Catorce

Los cincuenta minutos transcurrieron así, entre mucho silencio y pocas palabras, en una atmósfera en suspenso. Si se lo hubieran preguntado, Roberto no habría sido capaz de decir si estaba triste o alegre, sereno o intranquilo, excitado o deprimido; no habría sido capaz de decir nada de sí mismo. Notaba sentimientos a los que no sabía dar un nombre. En un momento determinado, pensó que estaba en la misma situación que alguien que quiere explicar emociones complicadas pero se ve obligado a expresarlas en una lengua que apenas conoce. Le pareció una buena intuición e intentó desarrollarla, pero la cabeza se le fue enseguida a otra parte y sus pensamientos fluctuaron por otro lado.

Al final de la sesión, el doctor le dijo que el jueves tenía que irse a un congreso y que se verían dentro de una semana, el lunes próximo.

Roberto registró la información pero no se dio cuenta de lo que significaba hasta que salió a la calle, donde seguía lloviendo de forma implacable.

Sus movimientos cuando paseaba por la ciudad, sus pensamientos, sus horas de sueño, sus comidas, la televisión, el ordenador, fumar, beber, hacer ejercicio, asearse, cocinar, hacer la compra, todo giraba en torno a las diecisiete horas del lunes y las diecisiete horas del jueves.

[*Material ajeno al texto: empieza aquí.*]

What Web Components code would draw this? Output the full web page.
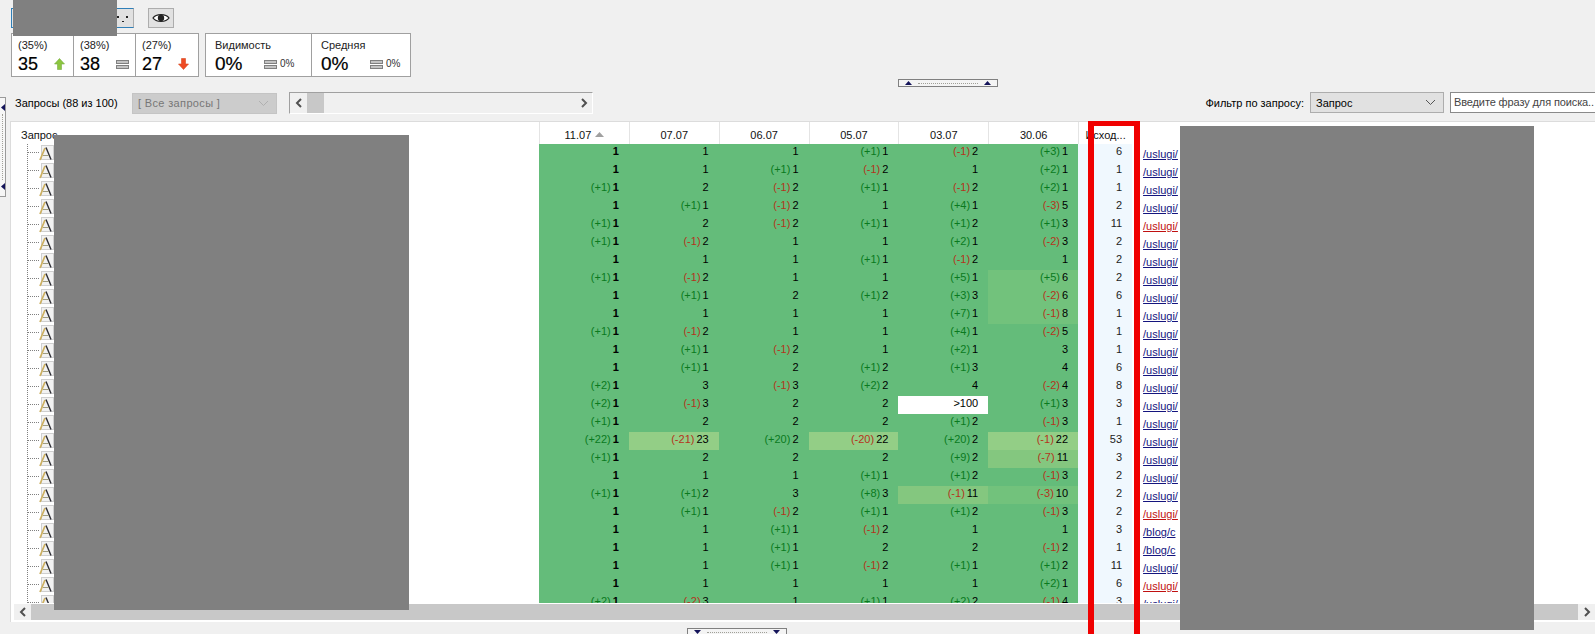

El congreso del doctor había hecho saltar por los aires el centro de gravedad, produciendo en su subconsciente un desmoronamiento mortal. Mientras caminaba bajo la lluvia, sin conseguir protegerse con el paraguas y empapándose hasta los huesos, a Roberto le invadió la angustiosa conciencia del tiempo uniforme que se abría ante sí. Un mar liso como un plato, una extensión infinita y desierta, sin tierra firme en el horizonte.

La semana transcurrió de forma viscosa, marcada por un sordo asedio a la cabeza, incesante y refractario a la medicación.

Roberto se movía con dificultades —como si tuviera que arrastrar un peso mucho mayor que el de su cuerpo— a través de días idénticos, metidos uno dentro del otro.

Se despertaba por la mañana temprano y se iba tarde a la cama. Recorrió obsesivamente la ciudad bajo la lluvia, que duró durante gran parte de la semana, casi ininterrumpidamente. Se detuvo para comer, completamente empapado, en tiendas de comida y restaurantes raquíticos, escondidos en el límite de las afueras, en sitios que una hora después no hubiese sido capaz de volver a encontrar. Fumó cigarrillos húmedos al precario abrigo de cornisas y pórticos. Un par de veces le pareció ver caras conocidas, pero no sabía quiénes eran y no tenía ganas de descubrirlo. Las dos veces apartó la vista y apresuró el paso, casi furtivo.

El domingo cesó el dolor de cabeza.

El lunes por la mañana Roberto emergió del estanque oscuro y fangoso que había cruzado buceando sin botella.